The Miraculous Nature Of Covenant
God's covenant with Noah showed him and us the possibility of transforming the human condition of loneliness into the miracle of connection.
Provided by the Bronfman Youth Fellowships in Israel, a summer seminar in Israel that aims to create a multi-denominational cadre of young Jewish leaders.The following article is reprinted with permission from The Bronfman Youth Fellowships in Israel.
An interesting element in the story of Noah and the flood is the amount of time spent by Noah preparing for the big event. All the steps of the building of the ark, the collecting of the animals, and then bringing them into the ark are described in some detail. According to a Rabbinic tradition, Noah spent 120 years building the ark and getting everything ready for the crucial moment.
Unwilling To Repent
The Midrash has an explanation for this protracted period of preparation: Noah used this time to warn his fellows, and to try and convince them to repent of their evil behavior, and thereby turn away the wrath of God and avert the flood. Sadly, he failed, and, in spite of 120 years of his best efforts, they all refused to listen, and to change, and were ultimately destroyed.
In one of the verses dealing with this period of preparation, there is an interesting statement that God makes to Noah.

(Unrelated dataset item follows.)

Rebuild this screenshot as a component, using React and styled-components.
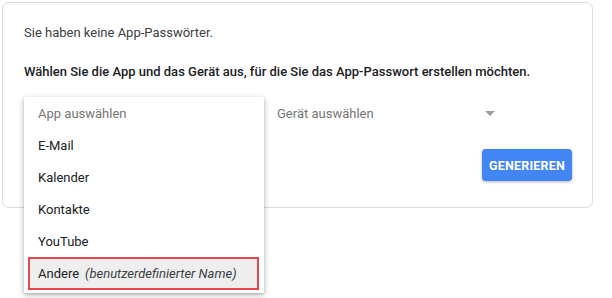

After dictating to him the measurements of the ark, and its structural features, God tells him: "And I shall establish my covenant ('brit') with you, and you shall enter into the ark, you and your sons and your wife and your sons' wives with you." In this entire section, God has been very clear and precise about the instructions he gives to Noah, in terms of the ark and the saving of the animals. The precise nature of this covenant, however, is unclear. If God is giving Noah all the technical information needed in order to save himself, his family, and the animal species, what is the need for this covenant, the first ever mentioned in the Bible? What is its nature, its content?
Some of the commentaries (Chizkuni, Radak) understand the covenant as simply being a promise, a guarantee, as if to say, I promise you that you and your children will live through the deluge, that you will survive it.
Rashi feels that this is superfluous; after all, he's got the boat, built according to God's specifications, he's been warned, what does he need a covenant for? Rashi's answer is this: OK, the ark will float, Noah will not be drowned, but what will he eat for the many months in the ark? Any food he brings with him now will rot over all that time, and he's got to feed his family AND all the animals! Rashi's answer is this: The covenant was needed to guarantee that the food would not go moldy, and Noah and his passengers would not starve. Rashi, reminding us of another problem we forgot about, tells us that the covenant was also needed to prevent the evil people of Noah's generation (everybody!) from losing patience with Noah the nudnik (120 years of 'God is going to kill you all, you better be good, repent, a flood is coming') and simply killing him.
It would seem that, for Rashi, covenant denotes something supernatural, some divine intervention designed to prevent natural processes (rot, people getting angry at someone who annoys them, and then leaves them to drown) from occurring. For the other commentaries, covenant simply means a guarantee, a promise, and does not necessarily imply any special divine intervention in the natural order of things.
Why does Rashi feel compelled to see covenant as being something that implies a divine, supernatural intervention in the way of the world? Or, if we look at it from the other direction, and recognize that Rashi has raised a couple of good technical problems which the Biblical narrative does not, and which Noah must deal with, why is a covenant the necessary vehicle for dealing with the rot and the nasty neighbors? Why do these problems need the apparently miraculous solution of covenant?